> **Work to do**
With the images removed, repeat the data below exactly.

>> start Supplied material

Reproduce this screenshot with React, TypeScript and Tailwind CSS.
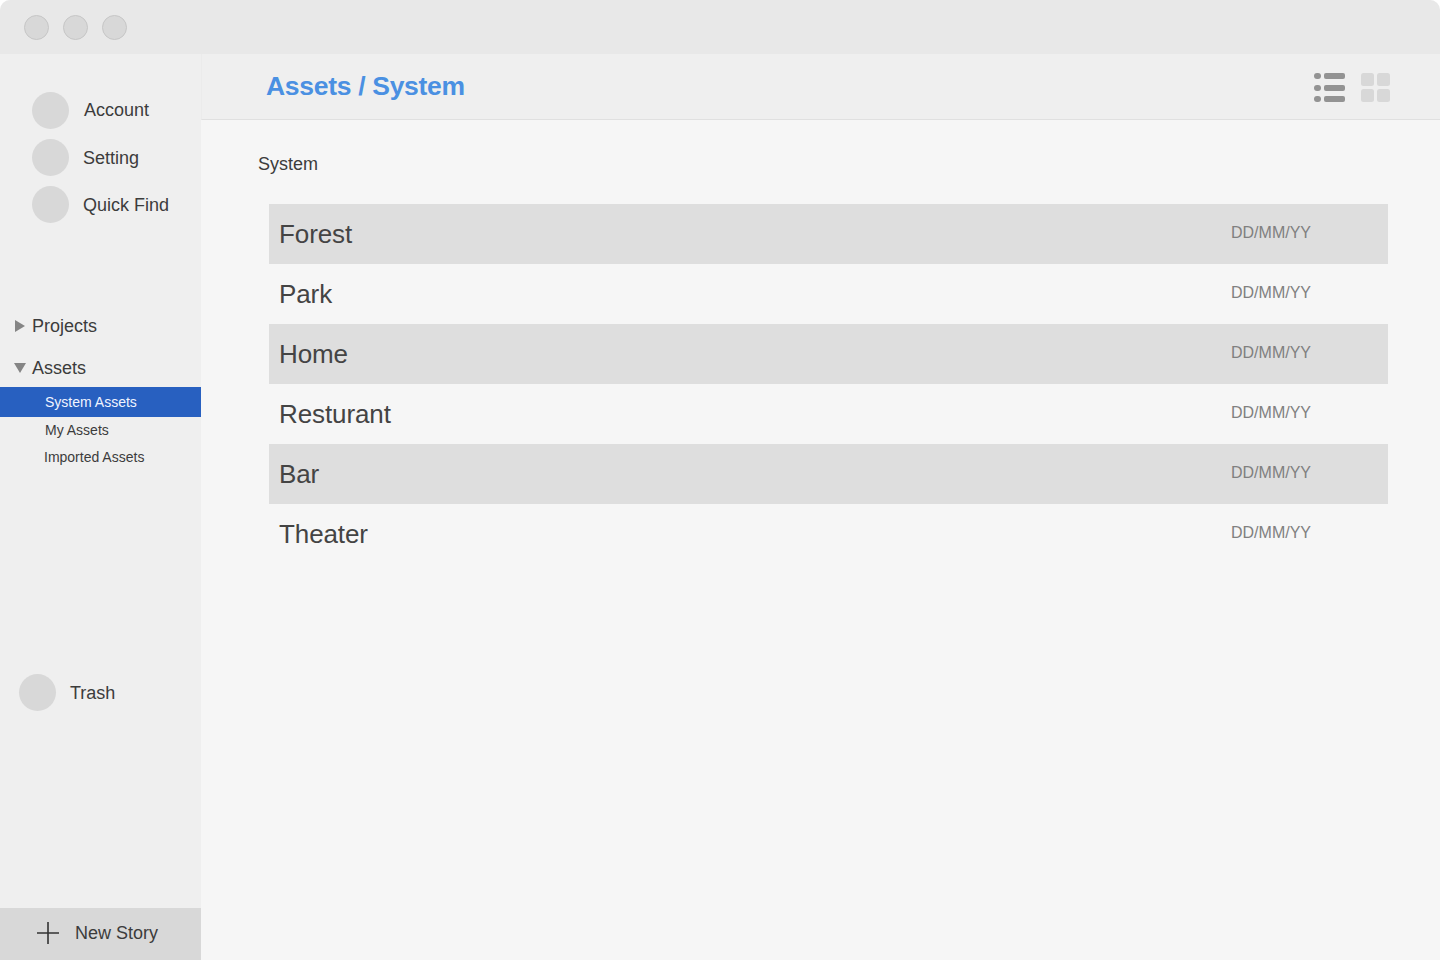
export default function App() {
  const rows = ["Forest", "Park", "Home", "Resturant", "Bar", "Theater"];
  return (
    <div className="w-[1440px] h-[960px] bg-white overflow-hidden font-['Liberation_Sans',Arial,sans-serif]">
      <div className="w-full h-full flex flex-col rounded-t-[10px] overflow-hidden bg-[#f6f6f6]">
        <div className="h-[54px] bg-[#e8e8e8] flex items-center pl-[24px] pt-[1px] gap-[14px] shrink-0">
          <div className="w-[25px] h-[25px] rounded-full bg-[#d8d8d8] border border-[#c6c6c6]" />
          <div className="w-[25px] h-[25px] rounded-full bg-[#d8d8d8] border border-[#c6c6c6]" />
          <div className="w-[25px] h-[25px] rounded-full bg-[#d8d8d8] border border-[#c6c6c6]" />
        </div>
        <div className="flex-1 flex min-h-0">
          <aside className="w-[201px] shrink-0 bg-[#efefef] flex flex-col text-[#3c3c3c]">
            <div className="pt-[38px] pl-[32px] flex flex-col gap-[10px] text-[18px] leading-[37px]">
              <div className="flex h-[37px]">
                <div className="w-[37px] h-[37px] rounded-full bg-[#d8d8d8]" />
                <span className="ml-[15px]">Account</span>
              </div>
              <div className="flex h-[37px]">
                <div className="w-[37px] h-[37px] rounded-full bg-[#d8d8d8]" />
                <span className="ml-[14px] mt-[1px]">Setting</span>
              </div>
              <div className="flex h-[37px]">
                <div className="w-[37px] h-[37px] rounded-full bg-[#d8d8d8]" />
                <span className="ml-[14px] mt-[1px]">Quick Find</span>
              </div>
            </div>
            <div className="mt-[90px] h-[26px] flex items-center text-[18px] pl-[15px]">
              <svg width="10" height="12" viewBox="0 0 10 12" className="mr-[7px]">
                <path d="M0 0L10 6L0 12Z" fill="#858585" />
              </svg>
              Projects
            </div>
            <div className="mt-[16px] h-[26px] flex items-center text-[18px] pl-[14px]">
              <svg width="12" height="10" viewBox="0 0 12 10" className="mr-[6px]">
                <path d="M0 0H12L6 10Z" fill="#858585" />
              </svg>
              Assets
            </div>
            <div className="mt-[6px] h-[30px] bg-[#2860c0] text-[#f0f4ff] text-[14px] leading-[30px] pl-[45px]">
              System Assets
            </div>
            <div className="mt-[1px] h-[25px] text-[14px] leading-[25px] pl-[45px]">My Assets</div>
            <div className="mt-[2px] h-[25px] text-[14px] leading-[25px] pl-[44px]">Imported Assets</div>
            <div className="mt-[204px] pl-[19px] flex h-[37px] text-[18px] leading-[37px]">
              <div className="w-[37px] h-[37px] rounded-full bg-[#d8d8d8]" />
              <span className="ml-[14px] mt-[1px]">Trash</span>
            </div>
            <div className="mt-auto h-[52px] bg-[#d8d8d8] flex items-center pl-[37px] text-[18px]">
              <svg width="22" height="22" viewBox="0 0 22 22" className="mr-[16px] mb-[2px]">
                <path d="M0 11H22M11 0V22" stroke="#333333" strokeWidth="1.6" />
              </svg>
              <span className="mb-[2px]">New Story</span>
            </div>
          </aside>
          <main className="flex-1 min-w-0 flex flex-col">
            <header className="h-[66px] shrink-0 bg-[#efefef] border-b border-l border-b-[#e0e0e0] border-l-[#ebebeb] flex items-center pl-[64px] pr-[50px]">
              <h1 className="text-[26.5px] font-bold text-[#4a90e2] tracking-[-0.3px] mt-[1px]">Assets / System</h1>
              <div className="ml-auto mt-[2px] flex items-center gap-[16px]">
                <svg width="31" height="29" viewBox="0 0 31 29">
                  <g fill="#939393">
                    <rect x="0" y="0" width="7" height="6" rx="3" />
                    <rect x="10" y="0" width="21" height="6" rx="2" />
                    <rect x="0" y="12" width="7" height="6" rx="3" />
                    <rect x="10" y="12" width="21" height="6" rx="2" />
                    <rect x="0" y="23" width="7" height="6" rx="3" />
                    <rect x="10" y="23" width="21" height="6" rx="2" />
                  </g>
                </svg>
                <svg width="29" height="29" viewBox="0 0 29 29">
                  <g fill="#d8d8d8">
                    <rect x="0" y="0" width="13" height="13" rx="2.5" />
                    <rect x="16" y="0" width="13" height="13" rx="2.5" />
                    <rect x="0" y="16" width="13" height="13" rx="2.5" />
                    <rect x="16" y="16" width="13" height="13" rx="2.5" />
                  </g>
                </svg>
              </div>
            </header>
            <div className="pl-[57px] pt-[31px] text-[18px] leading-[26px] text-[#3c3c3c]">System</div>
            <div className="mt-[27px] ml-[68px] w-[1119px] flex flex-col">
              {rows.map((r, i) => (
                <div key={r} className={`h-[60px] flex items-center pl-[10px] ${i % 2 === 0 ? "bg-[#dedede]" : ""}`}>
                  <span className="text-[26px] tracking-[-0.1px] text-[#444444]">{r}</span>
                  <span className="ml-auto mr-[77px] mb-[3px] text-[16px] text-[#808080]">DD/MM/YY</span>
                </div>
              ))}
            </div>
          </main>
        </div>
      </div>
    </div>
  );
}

>> end Supplied material

> **Solution to the exercise**
Reproduce this screenshot with React, TypeScript and Tailwind CSS.
export default function App() {
  const rows = ["Forest", "Park", "Home", "Resturant", "Bar", "Theater"];
  return (
    <div className="w-[1440px] h-[960px] bg-white overflow-hidden font-['Liberation_Sans',Arial,sans-serif]">
      <div className="w-full h-full flex flex-col rounded-t-[10px] overflow-hidden bg-[#f6f6f6]">
        <div className="h-[54px] bg-[#e8e8e8] flex items-center pl-[24px] pt-[1px] gap-[14px] shrink-0">
          <div className="w-[25px] h-[25px] rounded-full bg-[#d8d8d8] border border-[#c6c6c6]" />
          <div className="w-[25px] h-[25px] rounded-full bg-[#d8d8d8] border border-[#c6c6c6]" />
          <div className="w-[25px] h-[25px] rounded-full bg-[#d8d8d8] border border-[#c6c6c6]" />
        </div>
        <div className="flex-1 flex min-h-0">
          <aside className="w-[201px] shrink-0 bg-[#efefef] flex flex-col text-[#3c3c3c]">
            <div className="pt-[38px] pl-[32px] flex flex-col gap-[10px] text-[18px] leading-[37px]">
              <div className="flex h-[37px]">
                <div className="w-[37px] h-[37px] rounded-full bg-[#d8d8d8]" />
                <span className="ml-[15px]">Account</span>
              </div>
              <div className="flex h-[37px]">
                <div className="w-[37px] h-[37px] rounded-full bg-[#d8d8d8]" />
                <span className="ml-[14px] mt-[1px]">Setting</span>
              </div>
              <div className="flex h-[37px]">
                <div className="w-[37px] h-[37px] rounded-full bg-[#d8d8d8]" />
                <span className="ml-[14px] mt-[1px]">Quick Find</span>
              </div>
            </div>
            <div className="mt-[90px] h-[26px] flex items-center text-[18px] pl-[15px]">
              <svg width="10" height="12" viewBox="0 0 10 12" className="mr-[7px]">
                <path d="M0 0L10 6L0 12Z" fill="#858585" />
              </svg>
              Projects
            </div>
            <div className="mt-[16px] h-[26px] flex items-center text-[18px] pl-[14px]">
              <svg width="12" height="10" viewBox="0 0 12 10" className="mr-[6px]">
                <path d="M0 0H12L6 10Z" fill="#858585" />
              </svg>
              Assets
            </div>
            <div className="mt-[6px] h-[30px] bg-[#2860c0] text-[#f0f4ff] text-[14px] leading-[30px] pl-[45px]">
              System Assets
            </div>
            <div className="mt-[1px] h-[25px] text-[14px] leading-[25px] pl-[45px]">My Assets</div>
            <div className="mt-[2px] h-[25px] text-[14px] leading-[25px] pl-[44px]">Imported Assets</div>
            <div className="mt-[204px] pl-[19px] flex h-[37px] text-[18px] leading-[37px]">
              <div className="w-[37px] h-[37px] rounded-full bg-[#d8d8d8]" />
              <span className="ml-[14px] mt-[1px]">Trash</span>
            </div>
            <div className="mt-auto h-[52px] bg-[#d8d8d8] flex items-center pl-[37px] text-[18px]">
              <svg width="22" height="22" viewBox="0 0 22 22" className="mr-[16px] mb-[2px]">
                <path d="M0 11H22M11 0V22" stroke="#333333" strokeWidth="1.6" />
              </svg>
              <span className="mb-[2px]">New Story</span>
            </div>
          </aside>
          <main className="flex-1 min-w-0 flex flex-col">
            <header className="h-[66px] shrink-0 bg-[#efefef] border-b border-l border-b-[#e0e0e0] border-l-[#ebebeb] flex items-center pl-[64px] pr-[50px]">
              <h1 className="text-[26.5px] font-bold text-[#4a90e2] tracking-[-0.3px] mt-[1px]">Assets / System</h1>
              <div className="ml-auto mt-[2px] flex items-center gap-[16px]">
                <svg width="31" height="29" viewBox="0 0 31 29">
                  <g fill="#939393">
                    <rect x="0" y="0" width="7" height="6" rx="3" />
                    <rect x="10" y="0" width="21" height="6" rx="2" />
                    <rect x="0" y="12" width="7" height="6" rx="3" />
                    <rect x="10" y="12" width="21" height="6" rx="2" />
                    <rect x="0" y="23" width="7" height="6" rx="3" />
                    <rect x="10" y="23" width="21" height="6" rx="2" />
                  </g>
                </svg>
                <svg width="29" height="29" viewBox="0 0 29 29">
                  <g fill="#d8d8d8">
                    <rect x="0" y="0" width="13" height="13" rx="2.5" />
                    <rect x="16" y="0" width="13" height="13" rx="2.5" />
                    <rect x="0" y="16" width="13" height="13" rx="2.5" />
                    <rect x="16" y="16" width="13" height="13" rx="2.5" />
                  </g>
                </svg>
              </div>
            </header>
            <div className="pl-[57px] pt-[31px] text-[18px] leading-[26px] text-[#3c3c3c]">System</div>
            <div className="mt-[27px] ml-[68px] w-[1119px] flex flex-col">
              {rows.map((r, i) => (
                <div key={r} className={`h-[60px] flex items-center pl-[10px] ${i % 2 === 0 ? "bg-[#dedede]" : ""}`}>
                  <span className="text-[26px] tracking-[-0.1px] text-[#444444]">{r}</span>
                  <span className="ml-auto mr-[77px] mb-[3px] text-[16px] text-[#808080]">DD/MM/YY</span>
                </div>
              ))}
            </div>
          </main>
        </div>
      </div>
    </div>
  );
}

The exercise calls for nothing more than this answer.